In this report, the income statement of Singapore airlines will be the subject of analysis. The company’s performance will be measured through a comparison of its inflow and outflow of assets as reported in the financial statement.

Analysis

According to the financial statement of the company, Singapore Airlines group achieved a net profit of $1092 million in the 2010/2011 financial year. Asset outflows of the company for the year ending April 2011 equaled $13, 253.5 million compared to 12, 644.1 million for the same period in the previous year, representing a positive growth of + 4.8%. Asset inflows for the financial year ending April 2011 were $14, 524.8 million compared with $12, 707.3 million for the same period the previous year. This marked a positive increase of +14.3%. The income statement also details the revenue achieved by the company section of the group. The overall asset inflow of the company was $11, 739.1 million while the overall asset outflow was at $10, 887.8 million. The profit after taxation for the company was $1,011.2 million. The value addition at both group and company level was positive with that of the company level being +37.8%. The revenue figures posted by Singapore Airlines show both the top-line and bottom-line growth of the company is on course. It is important to note that all figures are in Singapore Dollars.

Revenue drivers

If a business experiences a return on capital that is more than the asset outflows, then a positive value is created. The creation of value in business is directly linked to the revenue management of a company. However, value alone cannot help in the revenue growth of a company. There is a need to enhance the development of the areas of revenue generation in a company to help in diversifying sources of revenue (Alexander, 2007). Singapore Airlines has as result embarked on a fleet modernization and leasing program, upgrading customer services and increasing its partnership with various airlines, all aimed at achieving better revenue management.

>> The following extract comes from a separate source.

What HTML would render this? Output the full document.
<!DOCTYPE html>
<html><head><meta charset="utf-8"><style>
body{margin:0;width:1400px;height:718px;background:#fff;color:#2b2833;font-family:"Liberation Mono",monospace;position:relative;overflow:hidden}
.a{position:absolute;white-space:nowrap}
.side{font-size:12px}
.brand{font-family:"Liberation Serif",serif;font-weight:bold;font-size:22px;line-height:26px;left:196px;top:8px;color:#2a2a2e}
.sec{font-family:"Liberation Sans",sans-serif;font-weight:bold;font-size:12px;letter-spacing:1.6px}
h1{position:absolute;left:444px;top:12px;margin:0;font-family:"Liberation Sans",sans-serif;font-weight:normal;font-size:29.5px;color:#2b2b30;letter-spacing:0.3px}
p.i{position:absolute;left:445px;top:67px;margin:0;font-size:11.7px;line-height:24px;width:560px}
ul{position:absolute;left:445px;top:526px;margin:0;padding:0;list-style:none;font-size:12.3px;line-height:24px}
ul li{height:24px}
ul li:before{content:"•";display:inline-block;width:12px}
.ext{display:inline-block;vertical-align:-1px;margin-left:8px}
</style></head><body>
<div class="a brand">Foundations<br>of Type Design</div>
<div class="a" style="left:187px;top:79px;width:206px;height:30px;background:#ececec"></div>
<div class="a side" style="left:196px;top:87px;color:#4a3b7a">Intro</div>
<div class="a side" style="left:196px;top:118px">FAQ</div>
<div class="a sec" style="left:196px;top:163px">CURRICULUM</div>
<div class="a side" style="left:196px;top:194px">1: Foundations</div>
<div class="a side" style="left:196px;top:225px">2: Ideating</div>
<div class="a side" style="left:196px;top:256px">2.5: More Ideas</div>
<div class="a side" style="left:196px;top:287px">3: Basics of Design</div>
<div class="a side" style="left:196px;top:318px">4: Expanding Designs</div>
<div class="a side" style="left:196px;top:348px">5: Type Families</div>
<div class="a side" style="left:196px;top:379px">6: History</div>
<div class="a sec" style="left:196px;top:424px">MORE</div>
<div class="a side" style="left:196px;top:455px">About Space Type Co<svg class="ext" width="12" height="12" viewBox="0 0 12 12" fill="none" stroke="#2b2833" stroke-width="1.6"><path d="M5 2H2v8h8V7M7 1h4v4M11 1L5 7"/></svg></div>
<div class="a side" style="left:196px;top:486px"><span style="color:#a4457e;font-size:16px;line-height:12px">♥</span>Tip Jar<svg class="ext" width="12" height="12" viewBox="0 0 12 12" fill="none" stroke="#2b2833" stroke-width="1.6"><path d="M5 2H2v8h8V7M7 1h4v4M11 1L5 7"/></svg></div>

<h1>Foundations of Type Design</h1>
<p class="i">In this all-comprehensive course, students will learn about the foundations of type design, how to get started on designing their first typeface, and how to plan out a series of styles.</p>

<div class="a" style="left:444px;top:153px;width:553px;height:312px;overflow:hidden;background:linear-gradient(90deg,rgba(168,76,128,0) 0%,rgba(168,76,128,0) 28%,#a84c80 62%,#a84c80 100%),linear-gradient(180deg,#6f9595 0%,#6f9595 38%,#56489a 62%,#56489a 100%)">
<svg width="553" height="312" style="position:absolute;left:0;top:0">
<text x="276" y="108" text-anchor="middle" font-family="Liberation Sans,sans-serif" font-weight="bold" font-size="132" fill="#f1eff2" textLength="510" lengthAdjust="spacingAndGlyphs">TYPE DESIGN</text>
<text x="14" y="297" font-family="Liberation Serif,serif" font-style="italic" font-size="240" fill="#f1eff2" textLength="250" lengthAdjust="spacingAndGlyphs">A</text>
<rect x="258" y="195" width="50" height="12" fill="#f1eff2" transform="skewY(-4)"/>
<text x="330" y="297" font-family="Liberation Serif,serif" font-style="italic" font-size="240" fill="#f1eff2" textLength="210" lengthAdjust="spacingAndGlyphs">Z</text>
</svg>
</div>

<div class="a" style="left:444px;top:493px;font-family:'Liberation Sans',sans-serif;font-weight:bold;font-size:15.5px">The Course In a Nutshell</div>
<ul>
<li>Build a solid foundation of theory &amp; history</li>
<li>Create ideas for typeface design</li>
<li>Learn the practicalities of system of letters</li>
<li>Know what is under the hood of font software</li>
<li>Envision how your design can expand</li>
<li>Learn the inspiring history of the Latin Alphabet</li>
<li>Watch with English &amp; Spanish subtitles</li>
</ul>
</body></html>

According to the 2010/2011 annual report, the company saw the delivery of new Airbus A330-300 aircraft that are on operating leases to various cities in the world. Additionally, six more Boeing 777-200ERs were leased to Royal Brunei Airlines. Furthermore, the company reported the completion of cabin refreshment in another ten Boeing 777-200s. There were also several additions to the airline’s fleet of Boeing and Airbus aircraft. The fleet expansion according to the company is meant to cater for increasing passenger volumes that will in the long run translate to increased revenue.

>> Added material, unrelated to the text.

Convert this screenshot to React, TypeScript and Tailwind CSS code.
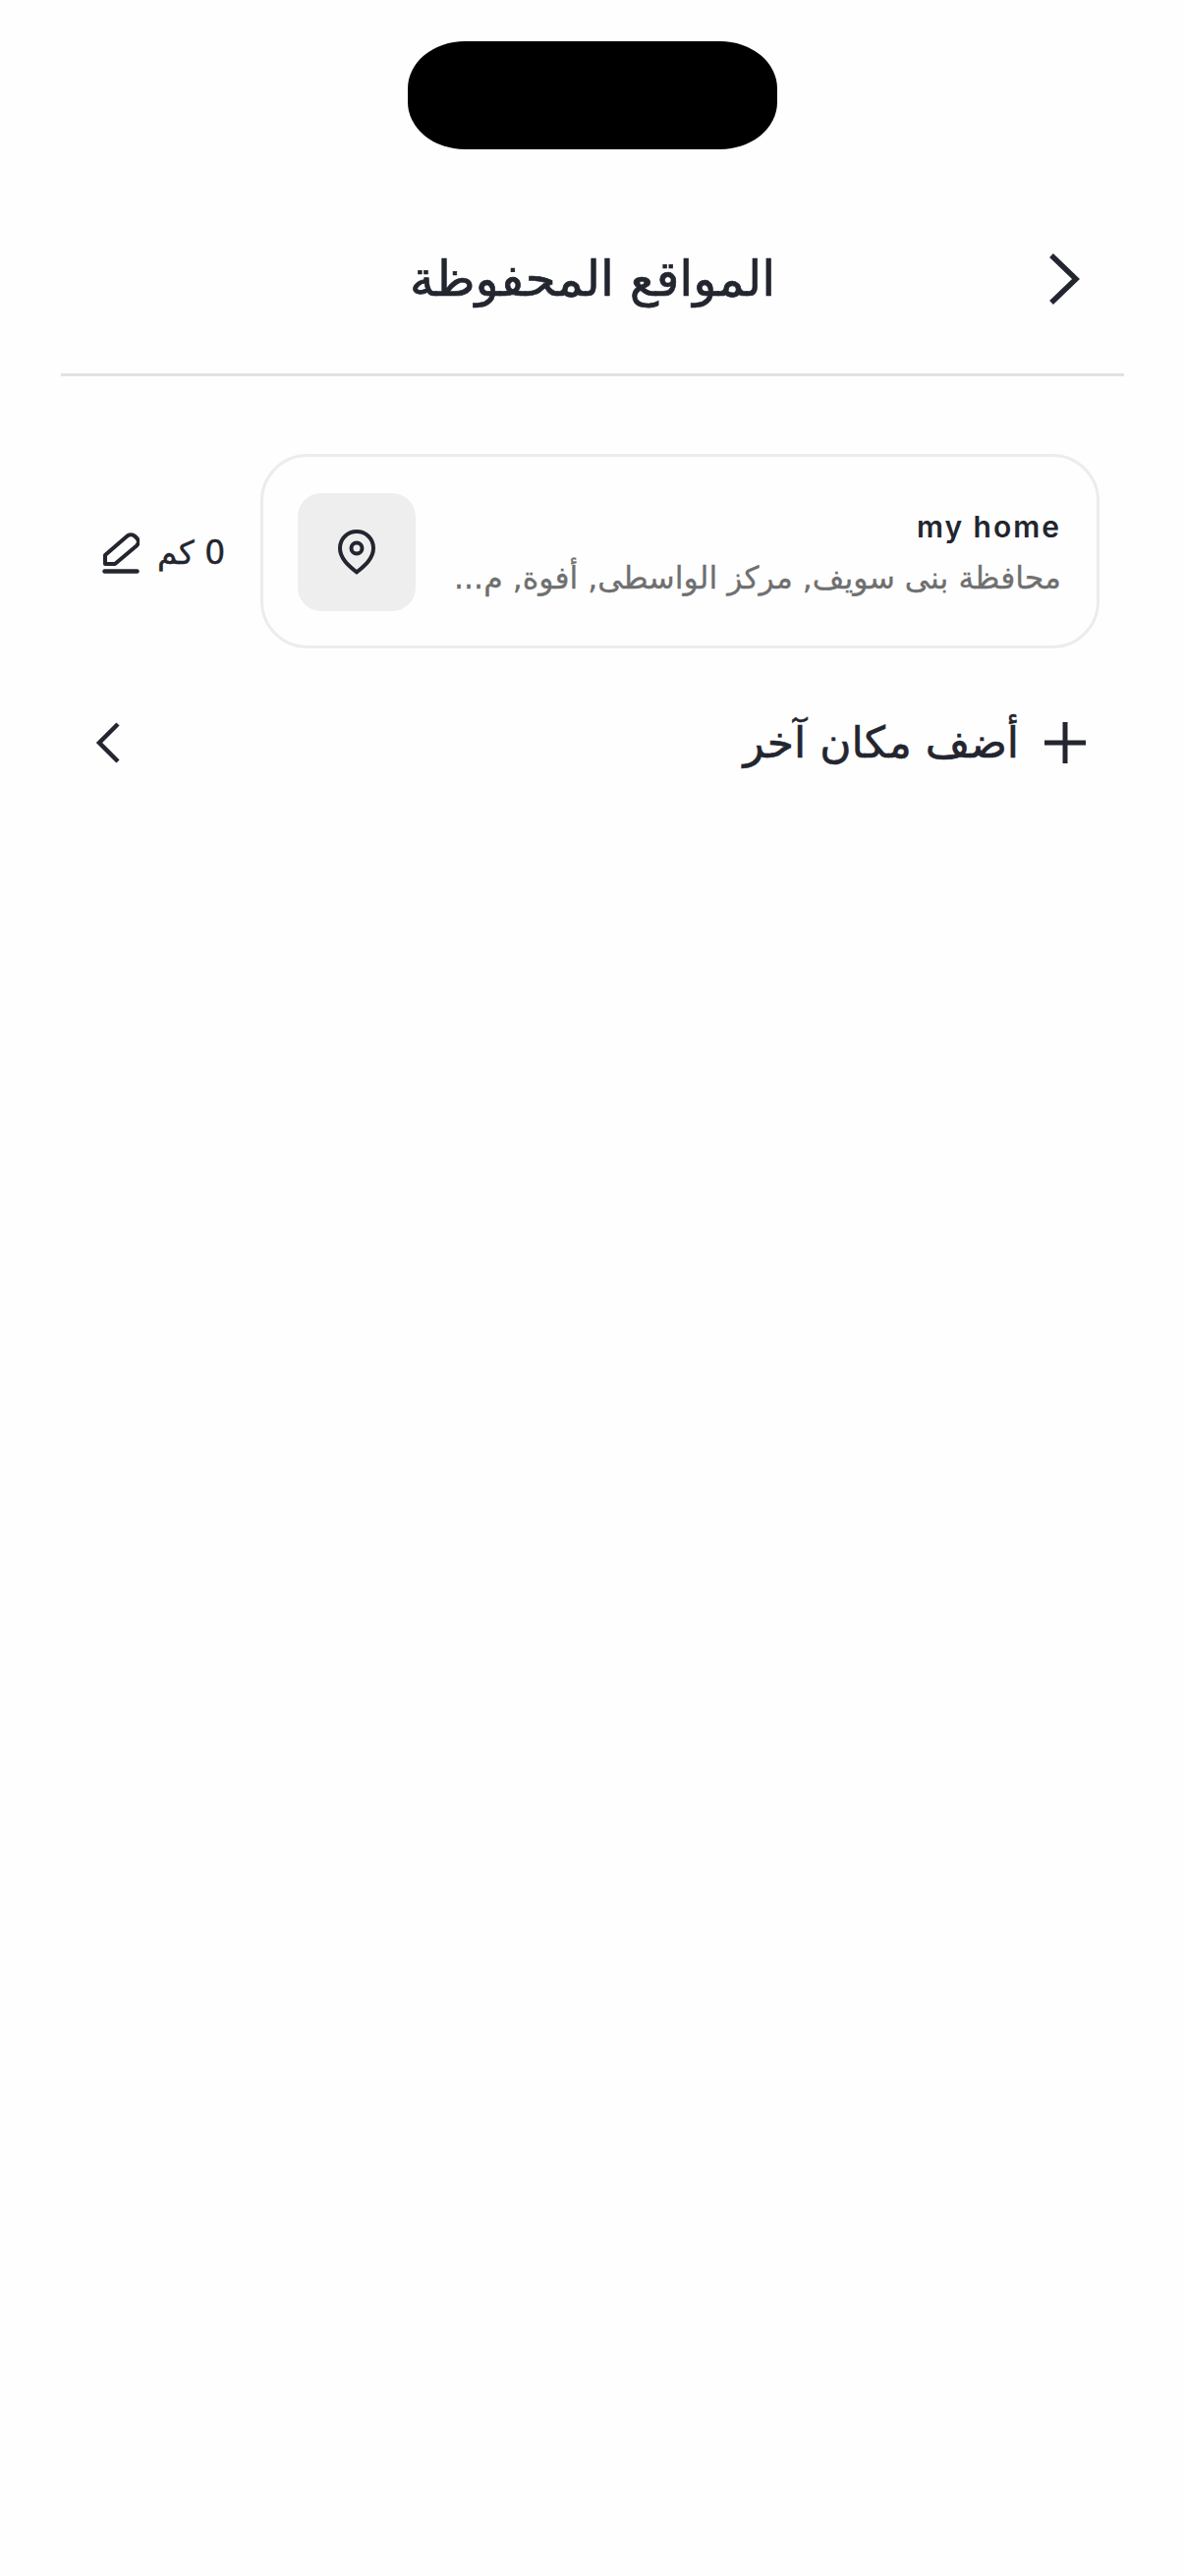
import React from 'react'

const PinIcon = () => (
  <svg width="38" height="46" viewBox="0 0 38 46" fill="none" stroke="#23252f" strokeWidth="4">
    <path d="M19 43.5 C12 37.5 2 30 2 19 C2 9 10 2 19 2 C28 2 36 9 36 19 C36 30 26 37.5 19 43.5 Z" strokeLinejoin="round" />
    <circle cx="19" cy="19" r="5.5" />
  </svg>
)

const EditIcon = () => (
  <svg width="38" height="42" viewBox="0 0 38 42" fill="none" stroke="#23252f" strokeWidth="4" strokeLinecap="round" strokeLinejoin="round">
    <path d="M3 32 V23 L25 4 C27.5 1.5 31 1.5 33.5 4 L35 5.5 C37.5 8 37.5 11 35 13.5 L13 32 Z" />
    <path d="M2.5 39.5 H35.5" strokeWidth="4.5" />
  </svg>
)

const ChevronBack = () => (
  <svg width="32" height="52" viewBox="0 0 32 52" fill="none" stroke="#23252f" strokeWidth="5.5">
    <path d="M3 2 L28 26 L3 50" />
  </svg>
)

const ChevronNext = () => (
  <svg width="26" height="42" viewBox="0 0 26 42" fill="none" stroke="#23252f" strokeWidth="4.5">
    <path d="M23 2 L4 21 L23 40" />
  </svg>
)

const PlusIcon = () => (
  <svg width="44" height="44" viewBox="0 0 44 44" fill="none" stroke="#23252f" strokeWidth="5">
    <path d="M22 1 V43 M1 22 H43" />
  </svg>
)

export default function App() {
  return (
    <div dir="rtl" className="min-h-[2622px] w-[1206px] bg-[#fefefe] pt-[42px] font-['DejaVu_Sans','Noto_Sans',sans-serif] text-[#23252f]">
      <div className="mx-auto h-[110px] w-[376px] rounded-[58px/48px] bg-black" />

      <div className="relative mx-[62px] mt-[82px] flex h-[149px] items-start justify-center border-b-[3px] border-[#e2e2e2] pt-[20px]">
        <span className="absolute right-[45px] top-[24px]">
          <ChevronBack />
        </span>
        <h1 className="text-[50px] leading-[60px] font-normal [-webkit-text-stroke:0.7px_#23252f]">المواقع المحفوظة</h1>
      </div>

      <div className="mt-[79px] ml-[104px] mr-[87px] flex items-center justify-between">
        <div className="flex h-[198px] w-[854px] items-center justify-between rounded-[48px] border-[3px] border-[#ececec] pt-[2px] pr-[36px] pl-[35px]">
          <div className="flex flex-col items-start gap-[8px]">
            <div dir="ltr" className="self-start font-['Inter',sans-serif] text-[30px] leading-[44px] font-semibold tracking-[2px]">my home</div>
            <div className="text-[31.5px] leading-[44px] text-[#6f6f6f] [-webkit-text-stroke:0.3px_#6f6f6f]">محافظة بنى سويف, مركز الواسطى, أفوة, م...</div>
          </div>
          <div className="flex h-[120px] w-[120px] items-center justify-center rounded-[24px] bg-[#eeeeee]">
            <PinIcon />
          </div>
        </div>
        <div className="flex items-center gap-[18px] pt-[3px]">
          <span className="text-[33px] leading-[44px] [-webkit-text-stroke:0.4px_#23252f]">0 كم</span>
          <EditIcon />
        </div>
      </div>

      <div className="mt-[56px] ml-[97px] mr-[100px] flex h-[80px] items-center justify-between">
        <div className="flex items-center gap-[25px]">
          <PlusIcon />
          <span className="text-[44px] leading-[60px] [-webkit-text-stroke:0.6px_#23252f]">أضف مكان آخر</span>
        </div>
        <ChevronNext />
      </div>
    </div>
  )
}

The company also embarked on a program of upgrading services including redeeming of points for selected flights besides other local offers and privileges. The main aim of the above strategy is to maintain high-quality service delivery as one of the key revenue drivers of the airline.

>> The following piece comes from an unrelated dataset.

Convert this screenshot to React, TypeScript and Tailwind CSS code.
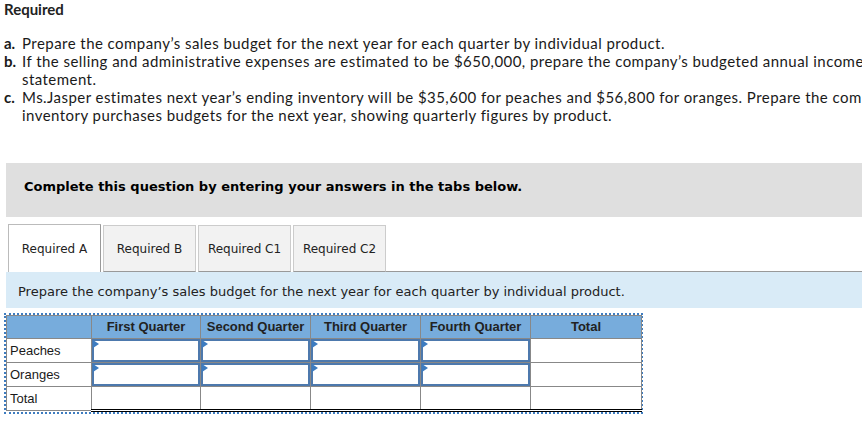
import React from 'react';

const body = { fontFamily: '"Lato", "Open Sans", sans-serif' };
const verdana = { fontFamily: '"DejaVu Sans", Verdana, sans-serif' };
const arial = { fontFamily: '"Liberation Sans", Arial, sans-serif' };

const tabs = ['Required A', 'Required B', 'Required C1', 'Required C2'];
const quarters = ['First Quarter', 'Second Quarter', 'Third Quarter', 'Fourth Quarter'];

const InputCell = () => (
  <td className="h-[24px] p-0 border border-[#888] relative">
    <div className="absolute inset-0 border-2 border-[#4d79ad]" />
    <div className="absolute left-[1px] top-[1px] w-0 h-0 border-y-[4px] border-y-transparent border-l-[6px] border-l-[#3d7cc0]" />
  </td>
);

export default function App() {
  return (
    <div className="w-[862px] h-[423px] overflow-hidden bg-white text-[#1a1a1a]" style={body}>
      <div className="pl-[4px] whitespace-nowrap text-[15px] leading-[18px]">
        <div className="font-bold text-[#222]">Required</div>
        <div className="mt-[16px] tracking-[0.45px]">
          <div className="flex">
            <span className="w-[18px] shrink-0 font-bold tracking-normal">a.</span>
            <span>Prepare the company’s sales budget for the next year for each quarter by individual product.</span>
          </div>
          <div className="flex">
            <span className="w-[18px] shrink-0 font-bold tracking-normal">b.</span>
            <div>
              <div>If the selling and administrative expenses are estimated to be $650,000, prepare the company’s budgeted annual income</div>
              <div>statement.</div>
            </div>
          </div>
          <div className="flex">
            <span className="w-[18px] shrink-0 font-bold tracking-normal">c.</span>
            <div>
              <div>Ms.Jasper estimates next year’s ending inventory will be $35,600 for peaches and $56,800 for oranges. Prepare the company’s</div>
              <div>inventory purchases budgets for the next year, showing quarterly figures by product.</div>
            </div>
          </div>
        </div>
      </div>

      <div className="ml-[6px] mt-[39px] h-[54px] bg-[#dfdfdf] flex items-center pl-[18px] pb-[7px] whitespace-nowrap">
        <span className="text-[13px] font-bold text-black" style={verdana}>
          Complete this question by entering your answers in the tabs below.
        </span>
      </div>

      <div className="ml-[8px] mt-[7px] flex items-end">
        {tabs.map((t, i) => (
          <div
            key={t}
            className={
              i === 0
                ? 'w-[93px] h-[48px] bg-white border border-b-0 border-[#bbb] border-r-[#999] flex items-center justify-center text-[12px] text-[#222]'
                : 'w-[93px] h-[47px] ml-[2px] bg-[#f2f2f2] border border-[#ccc] border-b-[#999] flex items-center justify-center text-[12px] text-[#222]'
            }
            style={verdana}
          >
            {t}
          </div>
        ))}
        <div className="flex-1 border-b border-[#999]" />
      </div>

      <div className="ml-[6px] h-[36px] bg-[#d9ebf7] flex items-center pl-[12px] pt-[3px] whitespace-nowrap">
        <span className="text-[13px] text-[#222]" style={verdana}>
          Prepare the company’s sales budget for the next year for each quarter by individual product.
        </span>
      </div>

      <div className="ml-[4px] mt-[5px] w-[639px] border-[2px] border-dotted border-[#3d7cc0]" style={arial}>
        <table className="border-collapse w-[635px] table-fixed text-[13px]">
          <colgroup>
            <col className="w-[85px]" />
            <col className="w-[109px]" />
            <col className="w-[110px]" />
            <col className="w-[110px]" />
            <col className="w-[110px]" />
            <col className="w-[111px]" />
          </colgroup>
          <thead>
            <tr className="bg-[#77acdc] h-[23px]">
              <th className="border border-[#888]" />
              {quarters.map(q => (
                <th key={q} className="border border-[#888] font-bold text-[#222] text-center">{q}</th>
              ))}
              <th className="border border-[#888] font-bold text-[#222] text-center">Total</th>
            </tr>
          </thead>
          <tbody>
            {['Peaches', 'Oranges'].map(r => (
              <tr key={r}>
                <td className="h-[24px] border border-[#888] pl-[3px] text-left">{r}</td>
                <InputCell />
                <InputCell />
                <InputCell />
                <InputCell />
                <td className="border border-[#888]" />
              </tr>
            ))}
            <tr>
              <td className="h-[24px] border border-[#888] pl-[3px]">Total</td>
              {[0, 1, 2, 3, 4].map(i => (
                <td key={i} className="border-x border-x-[#888] border-t border-t-black border-b-[3px] border-b-black [border-bottom-style:double]" />
              ))}
            </tr>
          </tbody>
        </table>
      </div>
    </div>
  );
}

Partnership with other airlines also emerged as a leading driver of revenue for the company. For instance, the airline in the last financial year increased its list of partner airlines to 29. This has in turn helped the airline’s customers to earn more miles that are redeemed for extra services without pay. The projected benefit, in the long run, will be a rise in revenue.

Reference List

  1. Alexander, J., 2007. Performance dashboards and analysis for value creation. NY: John Willey & Sons.
  2. Singapore Airlines, 2011. (Published 2011). Web.
  3. Yosef, E.,2006. The evolution of the US airline industry: theory, strategy and policy. NY: Springer.